SHORT PROBLEM. Pick out each line of the records in which the word "Convert" appears.

MATERIAL PROVIDED.
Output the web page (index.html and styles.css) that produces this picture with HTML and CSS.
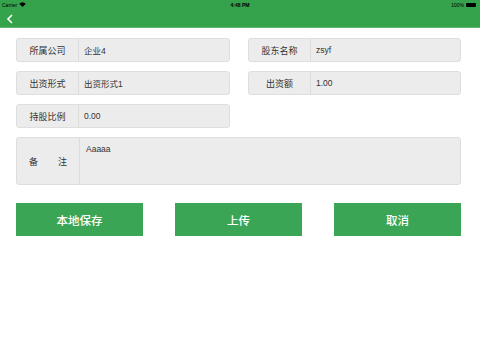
FILE: index.html
```html
<!DOCTYPE html>
<html lang="zh">
<head>
  <meta charset="UTF-8">
  <title>股东信息</title>
  <link rel="stylesheet" href="styles.css">
</head>
<body>

<div class="header">
  <div class="status-bar">
    <span class="carrier">Carrier
      <svg class="wifi" width="7" height="5" viewBox="0 0 14 10"><path d="M7 10 L0.5 3.5 A9.5 9.5 0 0 1 13.5 3.5 Z" fill="#000"/></svg>
    </span>
    <span class="time">4:48 PM</span>
    <span class="battery">100%
      <span class="battery-icon"></span>
    </span>
  </div>
  <div class="nav-bar">
    <svg class="back" width="8" height="10" viewBox="0 0 8 10"><path d="M6 1 L2 5 L6 9" fill="none" stroke="#fff" stroke-width="1.6"/></svg>
  </div>
</div>

<div class="content">
  <div class="form-grid">
    <div class="field">
      <div class="label">所属公司</div>
      <div class="value">企业4</div>
    </div>
    <div class="field">
      <div class="label">股东名称</div>
      <div class="value">zsyf</div>
    </div>
    <div class="field">
      <div class="label">出资形式</div>
      <div class="value">出资形式1</div>
    </div>
    <div class="field">
      <div class="label">出资额</div>
      <div class="value">1.00</div>
    </div>
    <div class="field">
      <div class="label">持股比例</div>
      <div class="value">0.00</div>
    </div>
  </div>

  <div class="field remark">
    <div class="label">备<span class="spacer"></span>注</div>
    <div class="value">Aaaaa</div>
  </div>

  <div class="buttons">
    <button class="btn">本地保存</button>
    <button class="btn">上传</button>
    <button class="btn">取消</button>
  </div>
</div>

</body>
</html>
```

FILE: styles.css
```css
body {
  margin: 0;
  font-family: "Liberation Sans", "Noto Sans CJK SC", sans-serif;
  background: #fff;
  width: 480px;
  height: 360px;
  overflow: hidden;
}

.header {
  background: #35a24c;
  height: 27px;
  border-bottom: 1px solid #62b974;
}

.status-bar {
  height: 9px;
  display: flex;
  justify-content: space-between;
  align-items: center;
  font-size: 5px;
  color: #000;
  padding: 0 4px 0 2px;
  position: relative;
}

.carrier, .battery {
  display: flex;
  align-items: center;
  gap: 2px;
}

.time {
  position: absolute;
  left: 0;
  right: 0;
  text-align: center;
  font-weight: bold;
}

.battery-icon {
  width: 10px;
  height: 4px;
  background: #000;
  border-radius: 1px;
}

.nav-bar {
  height: 18px;
  display: flex;
  align-items: center;
  padding-left: 6px;
  padding-top: 2px;
  box-sizing: border-box;
}

.content {
  padding: 10px 19px 0 16px;
}

.form-grid {
  display: grid;
  grid-template-columns: 214px 213px;
  column-gap: 18px;
  row-gap: 9px;
}

.field {
  display: flex;
  height: 24px;
  background: #ececec;
  border: 1px solid #dedede;
  border-radius: 3px;
  box-sizing: border-box;
  font-size: 8.5px;
  color: #333;
}

.label {
  width: 61px;
  flex-shrink: 0;
  border-right: 1px solid #dcdcdc;
  display: flex;
  align-items: center;
  justify-content: center;
  font-size: 9px;
}

.value {
  display: flex;
  align-items: center;
  padding-left: 5px;
}

.remark {
  margin-top: 9px;
  height: 48px;
}

.remark .label {
  width: 62px;
}

.remark .spacer {
  width: 20px;
}

.remark .value {
  align-items: flex-start;
  padding-top: 6px;
  padding-left: 6px;
}

.buttons {
  display: flex;
  justify-content: space-between;
  margin-top: 18px;
}

.btn {
  width: 127px;
  height: 33px;
  background: #3aa655;
  border: none;
  color: #fff;
  font-family: inherit;
  font-size: 11.5px;
  font-weight: 500;
  padding: 0;
}
```
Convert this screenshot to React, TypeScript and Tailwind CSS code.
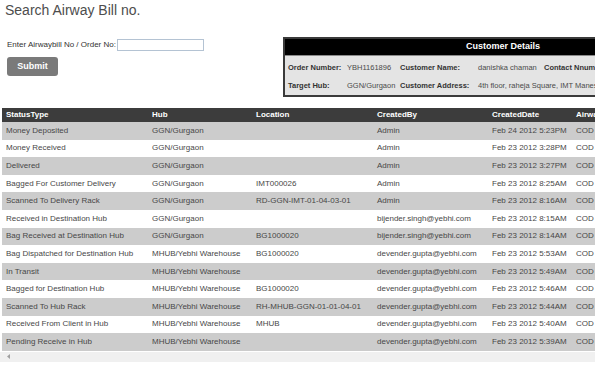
import React from "react";

const rows = [
  ["Money Deposited", "GGN/Gurgaon", "", "Admin", "Feb 24 2012 5:23PM"],
  ["Money Received", "GGN/Gurgaon", "", "Admin", "Feb 23 2012 3:28PM"],
  ["Delivered", "GGN/Gurgaon", "", "Admin", "Feb 23 2012 3:27PM"],
  ["Bagged For Customer Delivery", "GGN/Gurgaon", "IMT000026", "Admin", "Feb 23 2012 8:25AM"],
  ["Scanned To Delivery Rack", "GGN/Gurgaon", "RD-GGN-IMT-01-04-03-01", "Admin", "Feb 23 2012 8:16AM"],
  ["Received in Destination Hub", "GGN/Gurgaon", "", "bijender.singh@yebhi.com", "Feb 23 2012 8:15AM"],
  ["Bag Received at Destination Hub", "GGN/Gurgaon", "BG1000020", "bijender.singh@yebhi.com", "Feb 23 2012 8:14AM"],
  ["Bag Dispatched for Destination Hub", "MHUB/Yebhi Warehouse", "BG1000020", "devender.gupta@yebhi.com", "Feb 23 2012 5:53AM"],
  ["In Transit", "MHUB/Yebhi Warehouse", "", "devender.gupta@yebhi.com", "Feb 23 2012 5:49AM"],
  ["Bagged for Destination Hub", "MHUB/Yebhi Warehouse", "BG1000020", "devender.gupta@yebhi.com", "Feb 23 2012 5:46AM"],
  ["Scanned To Hub Rack", "MHUB/Yebhi Warehouse", "RH-MHUB-GGN-01-01-04-01", "devender.gupta@yebhi.com", "Feb 23 2012 5:44AM"],
  ["Received From Client in Hub", "MHUB/Yebhi Warehouse", "MHUB", "devender.gupta@yebhi.com", "Feb 23 2012 5:40AM"],
  ["Pending Receive in Hub", "MHUB/Yebhi Warehouse", "", "devender.gupta@yebhi.com", "Feb 23 2012 5:39AM"],
];

const headers = ["StatusType", "Hub", "Location", "CreatedBy", "CreatedDate", "AirwaybillNo"];

// column widths, text sits 4px in from each edge
const cols = ["w-[146px]", "w-[104px]", "w-[121px]", "w-[115px]", "w-[84px]", "w-[100px]"];

export default function App() {
  return (
    <div className="w-[595px] h-[371px] overflow-hidden bg-white font-['Liberation_Sans',Arial,sans-serif]">
      <h1 className="h-[18px] pt-[2px] pl-[5px] text-[14px] leading-[16px] text-[#4d4d4d]">
        Search Airway Bill no.
      </h1>

      <div className="mt-[19px] flex">
        {/* search form */}
        <div className="w-[283px] shrink-0 pt-[2px] pl-[7px]">
          <div className="flex items-center h-[12px]">
            <span className="w-[110px] text-[8px] text-[#333]">Enter Airwaybill No / Order No:</span>
            <input
              type="text"
              className="w-[87px] h-[12px] border border-[#b4c3d3] bg-white outline-none"
            />
          </div>
          <button className="mt-[6px] w-[51px] h-[19px] rounded-[3px] bg-[#7a7a7a] text-white text-[9px] font-bold">
            Submit
          </button>
        </div>

        {/* customer box */}
        <div className="w-[440px] h-[60px] shrink-0 border-2 border-[#3a3a3a] bg-[#e4e4e4]">
          <div className="h-[16px] bg-black text-white text-[9px] font-bold flex items-center justify-center">
            Customer Details
          </div>
          <div className="border-t border-[#8a8a8a] pt-[3px] pl-[3px] text-[7.5px]">
            <div className="flex h-[17.5px] items-center">
              <span className="w-[59px] font-bold text-[#333]">Order Number:</span>
              <span className="w-[53px] text-[#4a4a4a]">YBH1161896</span>
              <span className="w-[78px] font-bold text-[#333]">Customer Name:</span>
              <span className="w-[66px] text-[#4a4a4a]">danishka chaman</span>
              <span className="font-bold text-[#333]">Contact Nnumber:</span>
            </div>
            <div className="flex h-[17.5px] items-center">
              <span className="w-[59px] font-bold text-[#333]">Target Hub:</span>
              <span className="w-[53px] text-[#4a4a4a]">GGN/Gurgaon</span>
              <span className="w-[78px] font-bold text-[#333]">Customer Address:</span>
              <span className="text-[#4a4a4a] whitespace-nowrap">4th floor, raheja Square, IMT Manesar</span>
            </div>
          </div>
        </div>
      </div>

      {/* history table */}
      <div className="mt-[11px] ml-[2px] w-[593px] overflow-hidden">
        <div className="w-[670px] text-[8px]">
          <div className="flex h-[14px] items-center bg-[#3c3c3c] text-white font-bold">
            {headers.map((h, i) => (
              <div key={h} className={`${cols[i]} shrink-0 pl-[4px] whitespace-nowrap`}>
                {h}
              </div>
            ))}
          </div>
          {rows.map((r, idx) => (
            <div
              key={idx}
              className={`flex h-[17.6px] items-center text-[#474747] ${idx % 2 === 0 ? "bg-[#cccccc]" : "bg-white"}`}
            >
              {[...r, "COD"].map((c, i) => (
                <div key={i} className={`${cols[i]} shrink-0 pl-[4px] whitespace-nowrap`}>
                  {c}
                </div>
              ))}
            </div>
          ))}
        </div>
      </div>

      {/* horizontal scrollbar */}
      <div className="mt-[1px] h-[10px] bg-[#f0f0f0] flex items-center pl-[7px]">
        <svg width="4" height="5" viewBox="0 0 4 5">
          <path d="M3 0 L0 2.5 L3 5 Z" fill="#a0a0a0" />
        </svg>
      </div>
    </div>
  );
}
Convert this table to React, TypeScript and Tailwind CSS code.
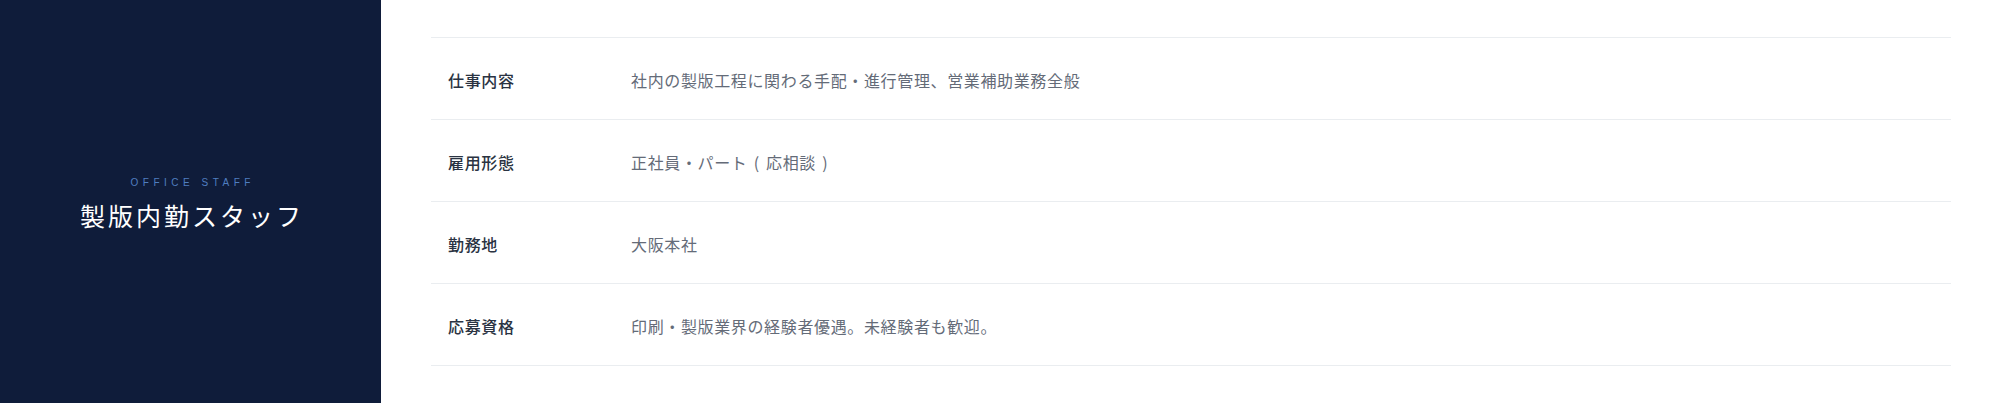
import React from "react";

const P = ({ c }: { c: string }) => <span className="inline-block px-[2px]">{c}</span>;

const rows: { label: string; value: React.ReactNode }[] = [
  { label: "仕事内容", value: "社内の製版工程に関わる手配・進行管理、営業補助業務全般" },
  {
    label: "雇用形態",
    value: (
      <>
        正社員・パート <P c="(" /> 応相談 <P c=")" />
      </>
    ),
  },
  { label: "勤務地", value: "大阪本社" },
  { label: "応募資格", value: "印刷・製版業界の経験者優遇。未経験者も歓迎。" },
];

export default function App() {
  return (
    <div
      className="flex w-[2000px] h-[403px] bg-white"
      style={{ fontFamily: '"Noto Sans CJK JP", "Noto Sans", sans-serif' }}
    >
      <div className="w-[381px] shrink-0 bg-[#0f1c3a] flex flex-col items-center justify-center pt-[3px]">
        <div
          className="text-[10px] leading-[12px] tracking-[0.45em] pl-[0.45em] text-[#4f7ec0]"
          style={{ fontFamily: '"Liberation Sans", Arial, sans-serif' }}
        >
          OFFICE STAFF
        </div>
        <div className="mt-[11px] text-[25px] leading-[30px] tracking-[0.12em] pl-[0.12em] text-white">
          製版内勤スタッフ
        </div>
      </div>
      <div className="flex-1 pl-[50px] pr-[49px] pt-[37px]">
        <div className="border-t border-[#eaedf0]">
          {rows.map((r) => (
            <div
              key={r.label}
              className="flex items-start border-b border-[#eaedf0] pt-[30px] pb-[27px] text-[16px] leading-6 tracking-[0.04em]"
            >
              <div className="w-[200px] shrink-0 pl-[17px] font-medium text-[#2a3342]">
                {r.label}
              </div>
              <div className="text-[#646b78]">{r.value}</div>
            </div>
          ))}
        </div>
      </div>
    </div>
  );
}
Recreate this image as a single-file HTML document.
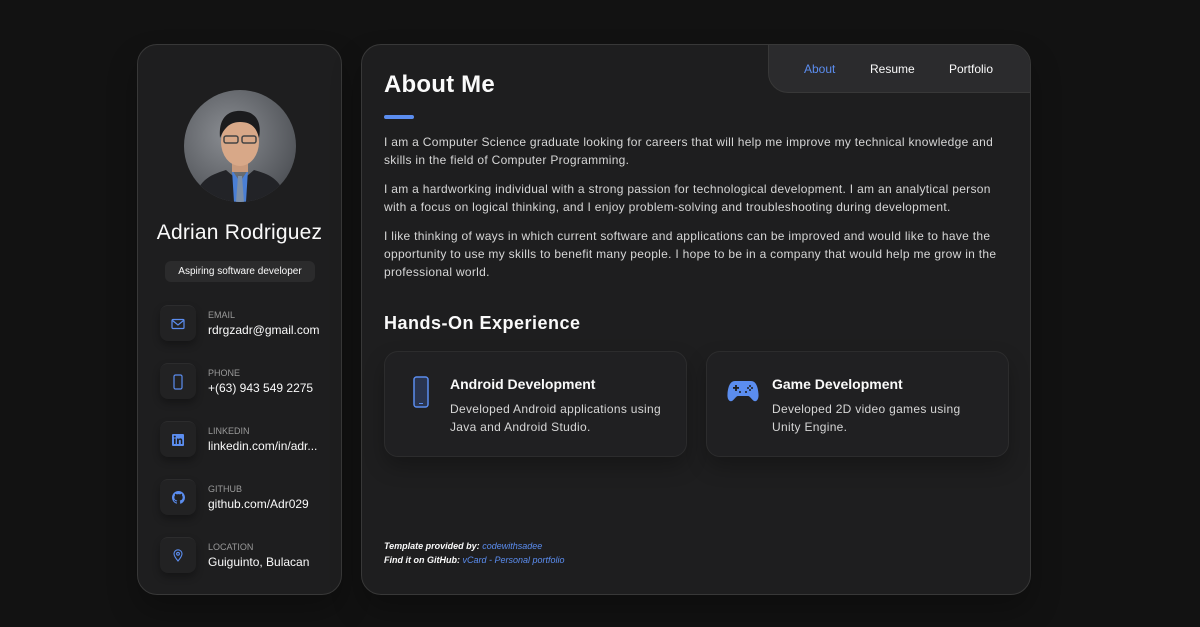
<!DOCTYPE html>
<html><head><meta charset="utf-8"><style>
*{margin:0;padding:0;box-sizing:border-box}
body{width:1200px;height:627px;background:#121212;font-family:"Liberation Sans",sans-serif;color:#d6d6d6;position:relative;overflow:hidden}
.card{position:absolute;background:#1e1e1f;border:1px solid #383838;border-radius:20px;box-shadow:0 16px 30px rgba(0,0,0,.25)}
#side{left:137px;top:44px;width:205px;height:551px}
#main{left:361px;top:44px;width:670px;height:551px;overflow:hidden}
.avatar{position:absolute;left:46px;top:45px;width:112px;height:112px;border-radius:50%;overflow:hidden;background:radial-gradient(circle at 40% 40%,#8a8d92,#55585d 70%,#3a3c40)}
.name{position:absolute;left:0;width:100%;top:176px;text-align:center;font-size:21px;color:#fafafa;font-weight:500;letter-spacing:.2px}
.tag{position:absolute;left:27px;top:216px;width:150px;height:21px;background:#2b2b2c;border-radius:6px;font-size:10px;color:#fafafa;text-align:center;line-height:21px}
.ci{position:absolute;left:22px;width:36px;height:36px;border-radius:8px;background:#222223;box-shadow:0 4px 8px rgba(0,0,0,.3);border-top:1px solid #2c2c2d;display:flex;align-items:center;justify-content:center}
.cl{position:absolute;left:70px;font-size:9px;color:#9a9a9a}
.cv{position:absolute;left:70px;font-size:12px;color:#fafafa;white-space:nowrap}
.nav{position:absolute;right:-1px;top:-1px;width:263px;height:49px;background:#2b2b2d;border:1px solid #383838;border-radius:0 20px 0 20px;font-size:12px;color:#fafafa;font-weight:500}
.nav span{position:absolute;top:17px}
h1{position:absolute;left:22px;top:26px;font-size:24px;color:#fafafa;font-weight:700;letter-spacing:.2px}
.bar{position:absolute;left:22px;top:70px;width:30px;height:4px;border-radius:3px;background:#5b8def}
p.t{position:absolute;left:22px;font-size:12px;line-height:18px;color:#d6d6d6;white-space:nowrap;letter-spacing:.3px}
h2{position:absolute;left:22px;top:268px;font-size:18px;color:#fafafa;font-weight:700;letter-spacing:.5px}
.svc{position:absolute;top:306px;width:303px;height:106px;background:#202022;border:1px solid #2c2c2d;border-radius:14px;box-shadow:0 10px 20px rgba(0,0,0,.25)}
.svc h3{position:absolute;left:65px;top:24px;font-size:14px;color:#fafafa;font-weight:700}
.svc div{position:absolute;left:65px;top:48px;font-size:12px;line-height:18px;color:#d6d6d6;white-space:nowrap;letter-spacing:.3px}
.foot{position:absolute;left:22px;font-size:9px;font-style:italic;color:#fafafa;font-weight:700}
.foot a{color:#5b8def;font-weight:400;text-decoration:none}
</style></head><body>
<div class="card" id="side">
 <div class="avatar">
  <svg width="112" height="112" viewBox="0 0 112 112">
   <path d="M10 112 C14 88 30 84 42 80 L56 92 L70 80 C84 84 98 88 102 112Z" fill="#222327"/>
   <path d="M48 80 L56 92 L64 80 L62 112 L50 112Z" fill="#4a7fd6"/>
   <path d="M54 86 L58 86 L60 112 L52 112Z" fill="#7c8fa8"/>
   <rect x="48" y="60" width="16" height="22" fill="#c99a7c"/>
   <ellipse cx="56" cy="52" rx="19" ry="24" fill="#d8a888"/>
   <path d="M36 48 C34 26 46 20 58 21 C72 22 78 32 75 48 C72 36 66 32 56 32 C46 32 40 38 36 48Z" fill="#1b1b1d"/>
   <rect x="40" y="46" width="14" height="7" rx="2" fill="none" stroke="#444" stroke-width="1.5"/>
   <rect x="58" y="46" width="14" height="7" rx="2" fill="none" stroke="#444" stroke-width="1.5"/>
  </svg>
 </div>
 <div class="name">Adrian Rodriguez</div>
 <div class="tag">Aspiring software developer</div>

 <div class="ci" style="top:260px"><svg width="14" height="12" viewBox="0 0 14 12"><rect x="1" y="1.5" width="12" height="9" rx="1" fill="none" stroke="#5b8def" stroke-width="1.2"/><path d="M1.5 2.5 L7 7 L12.5 2.5" fill="none" stroke="#5b8def" stroke-width="1.2"/></svg></div>
 <div class="cl" style="top:265px">EMAIL</div><div class="cv" style="top:278px">rdrgzadr@gmail.com</div>

 <div class="ci" style="top:318px"><svg width="10" height="16" viewBox="0 0 10 16"><rect x="1" y="1" width="8" height="14" rx="1.5" fill="none" stroke="#5b8def" stroke-width="1.2"/></svg></div>
 <div class="cl" style="top:323px">PHONE</div><div class="cv" style="top:336px">+(63) 943 549 2275</div>

 <div class="ci" style="top:376px"><svg width="12" height="12" viewBox="0 0 12 12"><rect width="12" height="12" rx="1" fill="#5b8def"/><rect x="2" y="4.5" width="1.6" height="5.5" fill="#1e1e1f"/><circle cx="2.8" cy="2.6" r="1" fill="#1e1e1f"/><path d="M5 4.5h1.5v1c.5-.8 1.2-1.1 2-1.1 1.2 0 1.8.8 1.8 2.2V10H8.8V7c0-.8-.3-1.2-.9-1.2-.7 0-1.100.5-1.100 1.300V10H5Z" fill="#1e1e1f"/></svg></div>
 <div class="cl" style="top:381px">LINKEDIN</div><div class="cv" style="top:394px">linkedin.com/in/adr...</div>

 <div class="ci" style="top:434px"><svg width="13" height="13" viewBox="0 0 16 16"><path fill="#5b8def" d="M8 0C3.58 0 0 3.580 0 8c0 3.540 2.290 6.530 5.470 7.590.4.070.550-.170.550-.380v-1.330c-2.230.480-2.700-1.070-2.700-1.070-.360-.920-.890-1.170-.890-1.170-.730-.500.060-.490.060-.490.800.060 1.230.830 1.230.830.710 1.220 1.870.870 2.330.660.070-.520.280-.870.500-1.070-1.780-.200-3.640-.890-3.640-3.950 0-.870.310-1.590.820-2.150-.080-.200-.360-1.020.080-2.120 0 0 .670-.210 2.200.820a7.600 7.600 0 0 1 4 0c1.530-1.040 2.200-.820 2.200-.820.440 1.100.160 1.920.080 2.120.510.560.820 1.270.820 2.150 0 3.070-1.870 3.750-3.650 3.950.290.250.540.730.540 1.480v2.200c0 .210.150.460.550.380A8.010 8.010 0 0 0 16 8c0-4.420-3.580-8-8-8z"/></svg></div>
 <div class="cl" style="top:439px">GITHUB</div><div class="cv" style="top:452px">github.com/Adr029</div>

 <div class="ci" style="top:492px"><svg width="10" height="13" viewBox="0 0 10 13"><path d="M5 12 C2 8.5 1 6.5 1 4.8 A4 4 0 0 1 9 4.8 C9 6.5 8 8.5 5 12Z" fill="none" stroke="#5b8def" stroke-width="1.1"/><circle cx="5" cy="4.8" r="1.4" fill="none" stroke="#5b8def" stroke-width="1.1"/></svg></div>
 <div class="cl" style="top:497px">LOCATION</div><div class="cv" style="top:510px">Guiguinto, Bulacan</div>
</div>

<div class="card" id="main">
 <div class="nav"><span style="left:35px;color:#5b8def">About</span><span style="left:101px">Resume</span><span style="left:180px">Portfolio</span></div>
 <h1>About Me</h1>
 <div class="bar"></div>
 <p class="t" style="top:88px">I am a Computer Science graduate looking for careers that will help me improve my technical knowledge and<br>skills in the field of Computer Programming.</p>
 <p class="t" style="top:135px">I am a hardworking individual with a strong passion for technological development. I am an analytical person<br>with a focus on logical thinking, and I enjoy problem-solving and troubleshooting during development.</p>
 <p class="t" style="top:182px">I like thinking of ways in which current software and applications can be improved and would like to have the<br>opportunity to use my skills to benefit many people. I hope to be in a company that would help me grow in the<br>professional world.</p>
 <h2>Hands-On Experience</h2>
 <div class="svc" style="left:22px">
  <svg style="position:absolute;left:27px;top:24px" width="18" height="32" viewBox="0 0 18 32"><rect x="2" y="1" width="14" height="30" rx="2.5" fill="#2a3550" stroke="#5b8def" stroke-width="1.5"/><rect x="7" y="27" width="4" height="1" fill="#5b8def"/></svg>
  <h3>Android Development</h3>
  <div>Developed Android applications using<br>Java and Android Studio.</div>
 </div>
 <div class="svc" style="left:344px">
  <svg style="position:absolute;left:20px;top:27px" width="32" height="24" viewBox="0 0 32 24"><path d="M8 2 H24 C29 2 31 8 31.5 15 C32 21 29 23 27 22 C25 21 23 17 21 17 H11 C9 17 7 21 5 22 C3 23 0 21 .5 15 C1 8 3 2 8 2Z" fill="#5b8def"/><rect x="6" y="8" width="6" height="1.8" fill="#1e1e1f"/><rect x="8.1" y="6" width="1.8" height="6" fill="#1e1e1f"/><circle cx="23" cy="7" r="1" fill="#1e1e1f"/><circle cx="23" cy="11" r="1" fill="#1e1e1f"/><circle cx="21" cy="9" r="1" fill="#1e1e1f"/><circle cx="25" cy="9" r="1" fill="#1e1e1f"/><circle cx="13" cy="13" r="1" fill="#1e1e1f"/><circle cx="19" cy="13" r="1" fill="#1e1e1f"/></svg>
  <h3>Game Development</h3>
  <div>Developed 2D video games using<br>Unity Engine.</div>
 </div>
 <div class="foot" style="top:496px">Template provided by: <a>codewithsadee</a></div>
 <div class="foot" style="top:510px">Find it on GitHub: <a>vCard - Personal portfolio</a></div>
</div>
</body></html>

FINISHED TASK.
Convert this screenshot to React, TypeScript and Tailwind CSS code.
Convert this table to React, TypeScript and Tailwind CSS code.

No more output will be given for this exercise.